■ DIRECTION ■
Each line of the data that includes the string "React" is to be copied out.

■ RECORDED DATA ■
┄┄┄┄┄┄
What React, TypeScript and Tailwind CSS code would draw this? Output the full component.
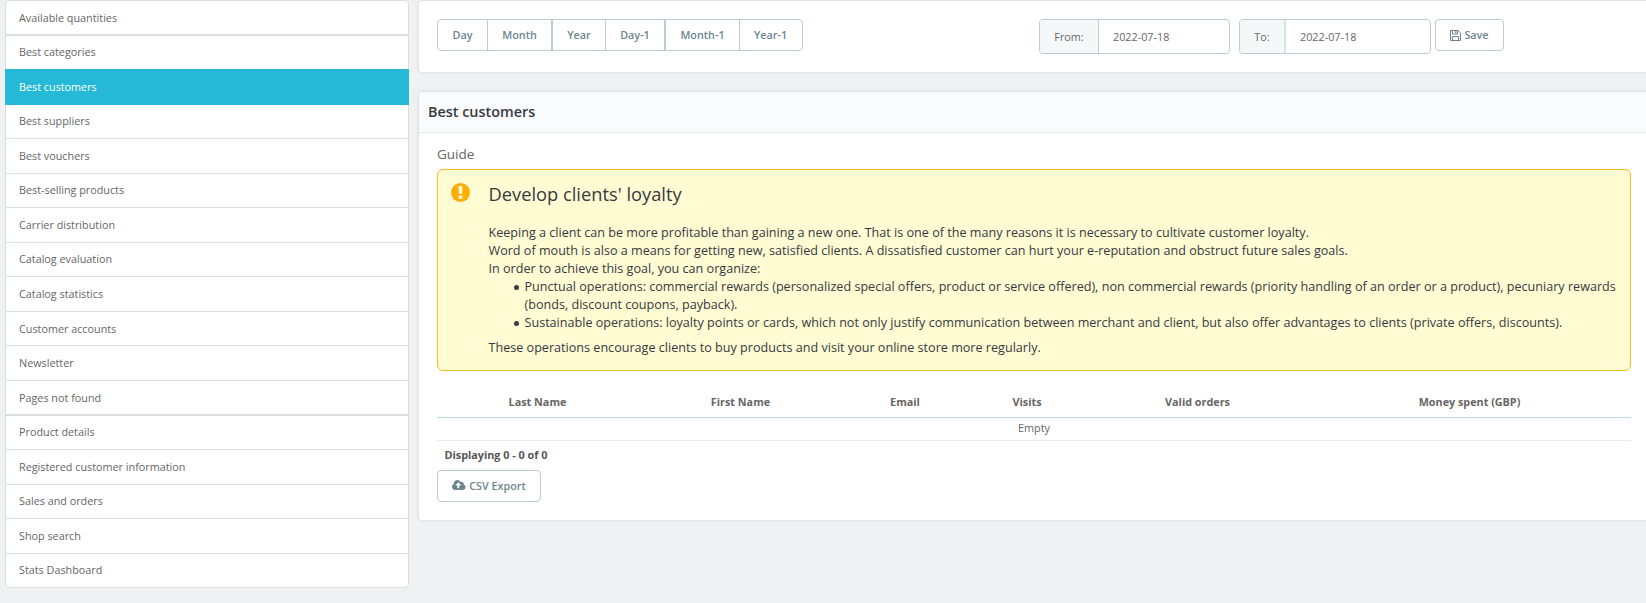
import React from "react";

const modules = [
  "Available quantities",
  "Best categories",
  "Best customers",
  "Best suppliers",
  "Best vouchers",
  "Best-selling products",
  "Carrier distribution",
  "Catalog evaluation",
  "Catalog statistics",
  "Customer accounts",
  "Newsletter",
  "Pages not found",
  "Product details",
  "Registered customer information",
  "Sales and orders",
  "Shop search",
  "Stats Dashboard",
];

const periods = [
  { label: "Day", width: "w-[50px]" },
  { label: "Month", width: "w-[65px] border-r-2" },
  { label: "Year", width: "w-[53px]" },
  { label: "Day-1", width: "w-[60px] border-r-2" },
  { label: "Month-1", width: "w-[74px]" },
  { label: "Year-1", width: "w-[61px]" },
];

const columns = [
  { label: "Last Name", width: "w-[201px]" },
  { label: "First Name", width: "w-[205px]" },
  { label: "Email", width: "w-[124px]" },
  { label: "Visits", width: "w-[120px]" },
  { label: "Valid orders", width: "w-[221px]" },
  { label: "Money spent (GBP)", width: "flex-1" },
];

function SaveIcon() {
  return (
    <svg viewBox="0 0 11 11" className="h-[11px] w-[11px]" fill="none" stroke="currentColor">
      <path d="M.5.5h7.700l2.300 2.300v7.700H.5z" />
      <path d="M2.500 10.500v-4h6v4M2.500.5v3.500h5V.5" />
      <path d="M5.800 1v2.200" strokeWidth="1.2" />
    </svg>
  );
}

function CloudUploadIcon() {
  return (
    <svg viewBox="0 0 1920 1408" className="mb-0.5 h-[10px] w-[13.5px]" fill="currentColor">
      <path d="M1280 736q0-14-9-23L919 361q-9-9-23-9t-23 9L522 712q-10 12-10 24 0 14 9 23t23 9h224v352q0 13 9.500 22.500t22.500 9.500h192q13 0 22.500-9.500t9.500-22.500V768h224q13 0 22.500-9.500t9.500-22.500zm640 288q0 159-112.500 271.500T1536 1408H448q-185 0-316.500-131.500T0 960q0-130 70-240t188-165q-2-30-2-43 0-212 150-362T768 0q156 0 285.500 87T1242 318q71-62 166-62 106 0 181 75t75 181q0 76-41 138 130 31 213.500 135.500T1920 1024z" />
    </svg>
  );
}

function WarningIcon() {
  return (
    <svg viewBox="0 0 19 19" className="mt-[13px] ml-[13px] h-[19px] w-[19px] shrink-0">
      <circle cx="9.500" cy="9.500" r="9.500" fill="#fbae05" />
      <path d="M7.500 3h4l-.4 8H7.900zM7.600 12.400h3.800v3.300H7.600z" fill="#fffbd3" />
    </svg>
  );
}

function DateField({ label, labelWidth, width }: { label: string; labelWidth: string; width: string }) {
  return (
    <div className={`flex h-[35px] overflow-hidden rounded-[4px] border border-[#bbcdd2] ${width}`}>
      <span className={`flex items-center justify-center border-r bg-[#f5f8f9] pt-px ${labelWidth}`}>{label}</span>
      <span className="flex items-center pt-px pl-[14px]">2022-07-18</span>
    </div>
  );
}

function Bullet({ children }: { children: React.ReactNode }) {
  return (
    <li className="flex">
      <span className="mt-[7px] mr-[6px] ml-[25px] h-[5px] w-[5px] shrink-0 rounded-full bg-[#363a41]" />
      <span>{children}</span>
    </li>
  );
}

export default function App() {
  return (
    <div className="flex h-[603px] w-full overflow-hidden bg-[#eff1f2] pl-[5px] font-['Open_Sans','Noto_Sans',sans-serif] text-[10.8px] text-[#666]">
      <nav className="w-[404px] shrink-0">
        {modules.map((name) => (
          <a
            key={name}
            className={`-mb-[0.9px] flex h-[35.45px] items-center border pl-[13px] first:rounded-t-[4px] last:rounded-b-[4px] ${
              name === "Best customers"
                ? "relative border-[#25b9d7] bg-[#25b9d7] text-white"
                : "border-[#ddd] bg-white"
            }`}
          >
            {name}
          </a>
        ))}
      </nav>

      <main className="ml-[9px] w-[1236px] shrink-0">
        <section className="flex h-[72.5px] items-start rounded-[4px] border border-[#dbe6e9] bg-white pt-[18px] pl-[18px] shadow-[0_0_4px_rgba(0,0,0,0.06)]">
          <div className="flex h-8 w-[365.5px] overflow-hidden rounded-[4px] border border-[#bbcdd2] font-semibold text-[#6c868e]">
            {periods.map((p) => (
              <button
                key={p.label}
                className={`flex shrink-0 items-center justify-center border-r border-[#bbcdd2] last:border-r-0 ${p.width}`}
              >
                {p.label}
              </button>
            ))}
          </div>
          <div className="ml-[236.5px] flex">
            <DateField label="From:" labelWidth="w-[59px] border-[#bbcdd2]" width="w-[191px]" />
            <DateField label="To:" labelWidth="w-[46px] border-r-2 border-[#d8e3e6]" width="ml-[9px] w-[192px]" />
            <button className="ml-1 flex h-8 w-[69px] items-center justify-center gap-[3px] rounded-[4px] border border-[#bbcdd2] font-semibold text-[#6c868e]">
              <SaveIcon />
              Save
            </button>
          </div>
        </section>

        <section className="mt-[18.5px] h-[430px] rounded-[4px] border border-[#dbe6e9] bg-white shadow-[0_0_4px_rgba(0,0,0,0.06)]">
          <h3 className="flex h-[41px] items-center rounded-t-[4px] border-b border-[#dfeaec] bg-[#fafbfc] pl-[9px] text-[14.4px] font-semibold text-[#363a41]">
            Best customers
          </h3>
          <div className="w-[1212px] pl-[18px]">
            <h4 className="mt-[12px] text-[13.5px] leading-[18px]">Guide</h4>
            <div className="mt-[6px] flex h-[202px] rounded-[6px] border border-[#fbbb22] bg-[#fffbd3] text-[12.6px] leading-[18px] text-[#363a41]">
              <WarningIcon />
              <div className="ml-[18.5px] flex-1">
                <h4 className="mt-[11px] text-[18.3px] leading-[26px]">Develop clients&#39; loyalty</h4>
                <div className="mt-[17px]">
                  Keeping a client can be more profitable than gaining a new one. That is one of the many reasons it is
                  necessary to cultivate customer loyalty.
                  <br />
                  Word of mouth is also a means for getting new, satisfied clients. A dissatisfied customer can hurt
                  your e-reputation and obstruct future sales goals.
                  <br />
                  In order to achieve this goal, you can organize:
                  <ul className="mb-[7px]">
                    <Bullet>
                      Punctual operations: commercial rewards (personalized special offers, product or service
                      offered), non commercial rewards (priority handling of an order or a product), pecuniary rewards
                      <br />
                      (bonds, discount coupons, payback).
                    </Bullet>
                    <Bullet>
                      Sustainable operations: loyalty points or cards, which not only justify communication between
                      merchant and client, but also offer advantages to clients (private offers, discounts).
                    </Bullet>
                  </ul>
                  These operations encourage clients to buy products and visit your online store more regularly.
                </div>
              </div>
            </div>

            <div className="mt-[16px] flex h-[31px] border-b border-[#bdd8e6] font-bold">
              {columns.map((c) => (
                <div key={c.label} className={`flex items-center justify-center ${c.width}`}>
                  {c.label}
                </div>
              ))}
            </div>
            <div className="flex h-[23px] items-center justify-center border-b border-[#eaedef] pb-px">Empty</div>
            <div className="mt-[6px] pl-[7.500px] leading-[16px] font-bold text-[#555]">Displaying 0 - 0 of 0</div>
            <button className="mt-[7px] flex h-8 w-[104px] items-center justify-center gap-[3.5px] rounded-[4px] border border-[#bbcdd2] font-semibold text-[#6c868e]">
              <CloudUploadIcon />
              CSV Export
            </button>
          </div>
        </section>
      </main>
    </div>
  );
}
┄┄┄┄┄┄
■ IN RESPONSE ■
What React, TypeScript and Tailwind CSS code would draw this? Output the full component.
import React from "react";
function Bullet({ children }: { children: React.ReactNode }) {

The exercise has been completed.